Exercise directions
Your task is to quote exactly the run of lines that starts at the line containing "Generate a component" and ends at the line containing "import React from", including both.

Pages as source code

-----

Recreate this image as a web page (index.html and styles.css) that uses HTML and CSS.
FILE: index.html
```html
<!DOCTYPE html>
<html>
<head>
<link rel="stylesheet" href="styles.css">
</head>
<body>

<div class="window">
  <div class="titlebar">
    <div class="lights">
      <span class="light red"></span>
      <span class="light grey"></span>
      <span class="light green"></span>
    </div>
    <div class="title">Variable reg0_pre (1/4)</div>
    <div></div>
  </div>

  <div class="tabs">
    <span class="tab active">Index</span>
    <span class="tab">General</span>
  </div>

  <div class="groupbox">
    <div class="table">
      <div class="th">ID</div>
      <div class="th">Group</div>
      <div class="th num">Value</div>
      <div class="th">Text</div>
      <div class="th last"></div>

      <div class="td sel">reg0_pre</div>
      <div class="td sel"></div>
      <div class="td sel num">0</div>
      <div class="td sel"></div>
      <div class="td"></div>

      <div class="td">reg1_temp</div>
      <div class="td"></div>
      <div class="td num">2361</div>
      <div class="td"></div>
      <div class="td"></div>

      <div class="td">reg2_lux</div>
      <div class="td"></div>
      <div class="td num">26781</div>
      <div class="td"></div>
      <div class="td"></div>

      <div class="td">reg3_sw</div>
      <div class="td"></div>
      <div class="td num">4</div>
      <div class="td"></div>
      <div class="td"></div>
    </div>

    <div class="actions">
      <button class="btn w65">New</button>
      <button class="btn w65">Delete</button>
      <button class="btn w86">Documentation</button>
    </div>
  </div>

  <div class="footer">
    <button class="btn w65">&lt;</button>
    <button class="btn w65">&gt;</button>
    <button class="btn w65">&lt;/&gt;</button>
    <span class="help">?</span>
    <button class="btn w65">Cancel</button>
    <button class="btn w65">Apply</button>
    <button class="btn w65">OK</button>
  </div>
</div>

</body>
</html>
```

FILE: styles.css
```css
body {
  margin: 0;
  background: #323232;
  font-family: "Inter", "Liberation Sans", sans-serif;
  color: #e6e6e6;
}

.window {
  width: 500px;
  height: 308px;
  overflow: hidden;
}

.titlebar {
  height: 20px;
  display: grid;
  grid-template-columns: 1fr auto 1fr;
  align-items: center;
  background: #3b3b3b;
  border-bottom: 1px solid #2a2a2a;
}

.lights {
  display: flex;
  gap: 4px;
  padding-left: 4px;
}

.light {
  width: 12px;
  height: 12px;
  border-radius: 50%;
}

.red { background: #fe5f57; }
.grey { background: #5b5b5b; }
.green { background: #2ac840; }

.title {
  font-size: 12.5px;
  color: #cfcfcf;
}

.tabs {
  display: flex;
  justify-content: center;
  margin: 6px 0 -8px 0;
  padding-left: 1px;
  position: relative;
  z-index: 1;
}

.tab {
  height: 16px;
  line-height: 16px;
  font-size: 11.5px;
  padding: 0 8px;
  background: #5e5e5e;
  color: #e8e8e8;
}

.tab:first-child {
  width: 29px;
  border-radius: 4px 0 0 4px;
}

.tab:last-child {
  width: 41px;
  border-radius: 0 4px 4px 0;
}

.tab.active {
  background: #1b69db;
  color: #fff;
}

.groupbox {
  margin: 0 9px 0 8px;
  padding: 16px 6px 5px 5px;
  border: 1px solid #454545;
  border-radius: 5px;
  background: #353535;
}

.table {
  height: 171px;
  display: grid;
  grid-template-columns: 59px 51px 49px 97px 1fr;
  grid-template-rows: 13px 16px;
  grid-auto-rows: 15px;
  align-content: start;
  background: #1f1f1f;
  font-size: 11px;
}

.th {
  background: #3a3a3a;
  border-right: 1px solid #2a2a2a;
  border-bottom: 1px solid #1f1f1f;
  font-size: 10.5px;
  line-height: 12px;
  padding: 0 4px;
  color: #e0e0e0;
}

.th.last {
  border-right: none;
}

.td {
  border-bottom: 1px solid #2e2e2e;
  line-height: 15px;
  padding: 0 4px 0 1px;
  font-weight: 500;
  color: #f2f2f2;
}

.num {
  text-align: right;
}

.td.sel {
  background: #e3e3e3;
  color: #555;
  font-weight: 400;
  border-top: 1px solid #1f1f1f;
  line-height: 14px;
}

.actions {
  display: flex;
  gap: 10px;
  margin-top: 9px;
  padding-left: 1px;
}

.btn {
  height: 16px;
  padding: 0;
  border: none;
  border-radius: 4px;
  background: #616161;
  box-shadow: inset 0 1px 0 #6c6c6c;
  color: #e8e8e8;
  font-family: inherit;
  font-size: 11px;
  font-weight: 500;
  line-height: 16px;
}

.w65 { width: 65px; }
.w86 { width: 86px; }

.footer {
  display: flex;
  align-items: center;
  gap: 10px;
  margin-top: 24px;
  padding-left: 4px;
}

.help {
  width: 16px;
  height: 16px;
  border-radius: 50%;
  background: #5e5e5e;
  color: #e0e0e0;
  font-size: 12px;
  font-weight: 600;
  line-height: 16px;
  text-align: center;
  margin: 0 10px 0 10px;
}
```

-----

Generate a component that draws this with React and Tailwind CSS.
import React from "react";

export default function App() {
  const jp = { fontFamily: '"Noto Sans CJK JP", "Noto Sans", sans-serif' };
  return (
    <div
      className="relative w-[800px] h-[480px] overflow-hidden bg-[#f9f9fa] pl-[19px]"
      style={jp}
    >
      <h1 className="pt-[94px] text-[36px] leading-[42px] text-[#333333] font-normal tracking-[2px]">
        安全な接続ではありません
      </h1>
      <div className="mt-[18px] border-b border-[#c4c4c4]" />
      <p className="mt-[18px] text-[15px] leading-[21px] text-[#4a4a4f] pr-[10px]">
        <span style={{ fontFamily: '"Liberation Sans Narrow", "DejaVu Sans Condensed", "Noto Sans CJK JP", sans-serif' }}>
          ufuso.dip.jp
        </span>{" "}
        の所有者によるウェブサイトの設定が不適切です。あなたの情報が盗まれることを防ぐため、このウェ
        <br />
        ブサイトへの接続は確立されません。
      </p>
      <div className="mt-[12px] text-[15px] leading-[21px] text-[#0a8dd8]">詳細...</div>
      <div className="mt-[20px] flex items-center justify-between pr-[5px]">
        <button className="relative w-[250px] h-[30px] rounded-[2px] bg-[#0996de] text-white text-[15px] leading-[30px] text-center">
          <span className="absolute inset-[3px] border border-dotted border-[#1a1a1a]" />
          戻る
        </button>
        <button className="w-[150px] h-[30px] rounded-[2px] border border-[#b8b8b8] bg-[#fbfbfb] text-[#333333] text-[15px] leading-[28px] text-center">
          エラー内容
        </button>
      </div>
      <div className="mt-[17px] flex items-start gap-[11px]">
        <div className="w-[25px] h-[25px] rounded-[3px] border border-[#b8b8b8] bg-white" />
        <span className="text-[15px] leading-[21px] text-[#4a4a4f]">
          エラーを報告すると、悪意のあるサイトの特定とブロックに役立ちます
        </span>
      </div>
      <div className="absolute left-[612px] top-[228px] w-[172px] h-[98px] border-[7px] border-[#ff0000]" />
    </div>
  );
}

-----

Answer
Generate a component that draws this with React and Tailwind CSS.
import React from "react";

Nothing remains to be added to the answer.